Other bird watchers also said that at one point, the crane appeared to be suffering from a lame leg but recovered after eating a lot and resting. When it was able to fly again, many birders broke out in cheers.

Chang Po-chun, a documentary director, said the crane has been joined by an egret in the search for food in the wetland and on nearby farms. "Such interactions would help the crane to grow,” he added.

In addition to fleeing from natural enemies, the crane has had to deal with the unintentional intrusion of a TV crew that was shooting a drama scene, which included an ambulance with a screaming siren that scared away the bird.

Lee Wan-chu, a local police officer, said the team has been fined NT$1,500 (US$50) for blocking traffic and shooting scenes near animal-protection areas without permit.

Some animal lovers have protested to the TV company. The son of the owner of farm where the shooting took place declared the entire TV company persona non grata.

In the wake of the disturbances by the TV crew, Chiu said many school children would form a chain to protect the crane, even when it rains.

The human protection chain started after the bird "got back home" the following day, at noon.
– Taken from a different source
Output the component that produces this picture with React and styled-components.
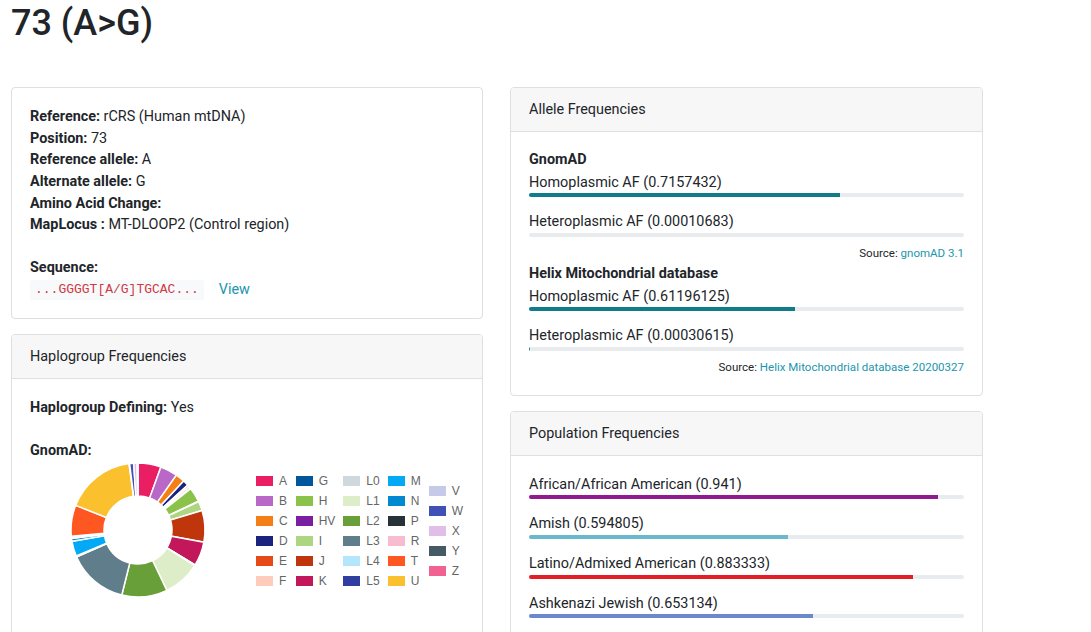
import React from 'react'
import styled, { createGlobalStyle } from 'styled-components'

const GlobalStyle = createGlobalStyle`
  body {
    margin: 0;
    background: #fff;
    color: #212529;
    font-family: Roboto, "Liberation Sans", sans-serif;
    font-size: 14.4px;
    line-height: 1.5;
  }
`

const Page = styled.div`
  padding: 2px 11px 0 11px;
`

const Title = styled.h1`
  margin: 0 0 42px 0;
  font-size: 36px;
  font-weight: 500;
  line-height: 1.2;
`

const Columns = styled.div`
  display: grid;
  grid-template-columns: 472px 473px;
  column-gap: 27px;
  align-items: start;
`

const Column = styled.div`
  display: flex;
  flex-direction: column;
  gap: 15px;
`

const Card = styled.section`
  border: 1px solid #dfdfdf;
  border-radius: 4px;
  background: #fff;
`

const CardHeader = styled.header`
  padding: 11px 18px;
  line-height: 21px;
  background: #f7f7f7;
  border-bottom: 1px solid #dfdfdf;
  border-radius: 3px 3px 0 0;
`

const CardBody = styled.div`
  padding: ${p => p.pad || '18px'};
  line-height: 21.6px;
`

const Line = styled.div`
  min-height: 21.6px;
`

const Label = styled.b`
  font-weight: 700;
`

const SeqRow = styled.div`
  display: flex;
  align-items: center;
  gap: 15px;
`

const Code = styled.code`
  font-family: "Liberation Mono", "DejaVu Sans Mono", monospace;
  font-size: 13px;
  line-height: 16px;
  color: #cf3a44;
  background: #f8f9fa;
  border-radius: 3px;
  padding: 2px 5px;
`

const Link = styled.a`
  color: #1a96ad;
  text-decoration: none;
  cursor: pointer;
`

const ChartRow = styled.div`
  display: flex;
  align-items: center;
  gap: 10px;
  padding-bottom: 40px;
`

const Legend = styled.div`
  display: flex;
  align-items: center;
  gap: 8px;
  font-family: "Liberation Sans", Arial, sans-serif;
  font-size: 12px;
  color: #666;
`

const LegendCol = styled.div`
  display: flex;
  flex-direction: column;
`

const LegendItem = styled.div`
  display: flex;
  align-items: center;
  height: 20px;
  gap: 6px;
  line-height: 14px;
`

const Swatch = styled.span`
  width: 17px;
  height: 10px;
  background: ${p => p.color};
`

const GroupTitle = styled.div`
  font-weight: 700;
  line-height: 21.6px;
  margin-bottom: 1px;
`

const Stat = styled.div`
  & + & {
    margin-top: 14px;
  }
`

const Track = styled.div`
  height: 4px;
  border-radius: 2px;
  background: #e9ecef;
  overflow: hidden;
`

const Fill = styled.div`
  height: 100%;
  background: ${p => p.color};
`

const Source = styled.div`
  margin: 8px 0 2px 0;
  text-align: right;
  font-size: 11.52px;
  line-height: 16px;
`

const haplos = [
  ['A', '#e91e63', 20], ['B', '#ba68c8', 15], ['C', '#f57f17', 8],
  ['D', '#1a237e', 5], ['E', '#e64a19', 1.5], ['F', '#ffccbc', 2],
  ['G', '#01579b', 0.5], ['H', '#8bc34a', 12.5], ['HV', '#7b1fa2', 0.5],
  ['I', '#aed581', 8], ['J', '#bf360c', 27.5], ['K', '#c2185b', 21],
  ['L0', '#cfd8dc', 0.5], ['L1', '#dcedc8', 32.5], ['L2', '#689f38', 39.5],
  ['L3', '#607d8b', 52.3], ['L4', '#b3e5fc', 0.5], ['L5', '#303f9f', 0.5],
  ['M', '#03a9f4', 13], ['N', '#0288d1', 2.5], ['P', '#263238', 0.3],
  ['R', '#f8bbd0', 1.5], ['T', '#ff5722', 27], ['U', '#fbc02d', 60.7],
  ['V', '#c5cae9', 0.5], ['W', '#3f51b5', 3.5], ['X', '#e1bee7', 3],
  ['Y', '#455a64', 0.3], ['Z', '#f06292', 0.4],
]

const legendCols = [
  ['A', 'B', 'C', 'D', 'E', 'F'],
  ['G', 'H', 'HV', 'I', 'J', 'K'],
  ['L0', 'L1', 'L2', 'L3', 'L4', 'L5'],
  ['M', 'N', 'P', 'R', 'T', 'U'],
  ['V', 'W', 'X', 'Y', 'Z'],
]

const colorOf = name => haplos.find(h => h[0] === name)[1]

function point(cx, cy, r, deg) {
  const a = (deg - 90) * Math.PI / 180
  return [cx + r * Math.cos(a), cy + r * Math.sin(a)]
}

function arc(cx, cy, r1, r2, a0, a1) {
  const large = a1 - a0 > 180 ? 1 : 0
  const [x0, y0] = point(cx, cy, r2, a0)
  const [x1, y1] = point(cx, cy, r2, a1)
  const [x2, y2] = point(cx, cy, r1, a1)
  const [x3, y3] = point(cx, cy, r1, a0)
  return `M${x0} ${y0} A${r2} ${r2} 0 ${large} 1 ${x1} ${y1} L${x2} ${y2} A${r1} ${r1} 0 ${large} 0 ${x3} ${y3} Z`
}

function Donut() {
  let start = 0
  return (
    <svg width="216" height="140" viewBox="0 0 216 140">
      {haplos.map(([name, color, deg]) => {
        const d = arc(108, 69, 34, 67, start, start + deg)
        start += deg
        return <path key={name} d={d} fill={color} stroke="#fff" strokeWidth="1.5" />
      })}
    </svg>
  )
}

function Bar({ label, value, color }) {
  return (
    <Stat>
      <div>{label} ({value})</div>
      <Track>
        <Fill color={color} style={{ width: `${Number(value) * 100}%` }} />
      </Track>
    </Stat>
  )
}

const teal = '#127b8a'

const populations = [
  ['African/African American', '0.941', '#911a8f'],
  ['Amish', '0.594805', '#69b8cb'],
  ['Latino/Admixed American', '0.883333', '#e41e26'],
  ['Ashkenazi Jewish', '0.653134', '#6a88cc'],
]

export default function App() {
  return (
    <Page>
      <GlobalStyle />
      <Title>73 (A&gt;G)</Title>
      <Columns>
        <Column>
          <Card>
            <CardBody pad="18px 18px 17px 18px">
              <Line><Label>Reference:</Label> rCRS (Human mtDNA)</Line>
              <Line><Label>Position:</Label> 73</Line>
              <Line><Label>Reference allele:</Label> A</Line>
              <Line><Label>Alternate allele:</Label> G</Line>
              <Line><Label>Amino Acid Change:</Label></Line>
              <Line><Label>MapLocus :</Label> MT-DLOOP2 (Control region)</Line>
              <Line />
              <Line><Label>Sequence:</Label></Line>
              <SeqRow>
                <Code>...GGGGT[A/G]TGCAC...</Code>
                <Link>View</Link>
              </SeqRow>
            </CardBody>
          </Card>
          <Card>
            <CardHeader>Haplogroup Frequencies</CardHeader>
            <CardBody>
              <Line><Label>Haplogroup Defining:</Label> Yes</Line>
              <Line />
              <Line><Label>GnomAD:</Label></Line>
              <ChartRow>
                <Donut />
                <Legend>
                  {legendCols.map((col, i) => (
                    <LegendCol key={i}>
                      {col.map(name => (
                        <LegendItem key={name}>
                          <Swatch color={colorOf(name)} />
                          {name}
                        </LegendItem>
                      ))}
                    </LegendCol>
                  ))}
                </Legend>
              </ChartRow>
            </CardBody>
          </Card>
        </Column>
        <Column>
          <Card>
            <CardHeader>Allele Frequencies</CardHeader>
            <CardBody pad="17px 18px 18px 18px">
              <GroupTitle>GnomAD</GroupTitle>
              <Bar label="Homoplasmic AF" value="0.7157432" color={teal} />
              <Bar label="Heteroplasmic AF" value="0.00010683" color={teal} />
              <Source>Source: <Link>gnomAD 3.1</Link></Source>
              <GroupTitle>Helix Mitochondrial database</GroupTitle>
              <Bar label="Homoplasmic AF" value="0.61196125" color={teal} />
              <Bar label="Heteroplasmic AF" value="0.00030615" color={teal} />
              <Source>Source: <Link>Helix Mitochondrial database 20200327</Link></Source>
            </CardBody>
          </Card>
          <Card>
            <CardHeader>Population Frequencies</CardHeader>
            <CardBody>
              {populations.map(([name, value, color]) => (
                <Bar key={name} label={name} value={value} color={color} />
              ))}
            </CardBody>
          </Card>
        </Column>
      </Columns>
    </Page>
  )
}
Associate Professor Ting Tzung-su of National Taiwan University's department of forestry and natural resources, a well-known ornithologist, has shared information with bird experts in Russia, China and the United States about the Siberian crane's life in Taiwan.

As the crane has got used to life in northern Taiwan, security guards employed by the Forestry Bureau under the Council of Agriculture (COA) have shortened their "duty time" to eight hours a day -- a protection measure that is likely to be continued until it grows up.

Legislator Lee Ching-hua of the ruling Kuomintang (KMT) has urged the COA to continue its protection of the bird and Agriculture Minister Chen Bao-ji responded by saying he would love to discuss the proposal in the hope the bird will be able to "live an independent life."

Chang's foundation and other wild-life protection groups are calling on bird lovers to give the crane a safe haven to make possible a happy encounter between the rare bird and humans.

"It's our duty as citizens of the planet to ensure our guest will enjoy another winter here safely so it will be able to rejoin its flock and fly back to the north and have its own offspring," said Chang.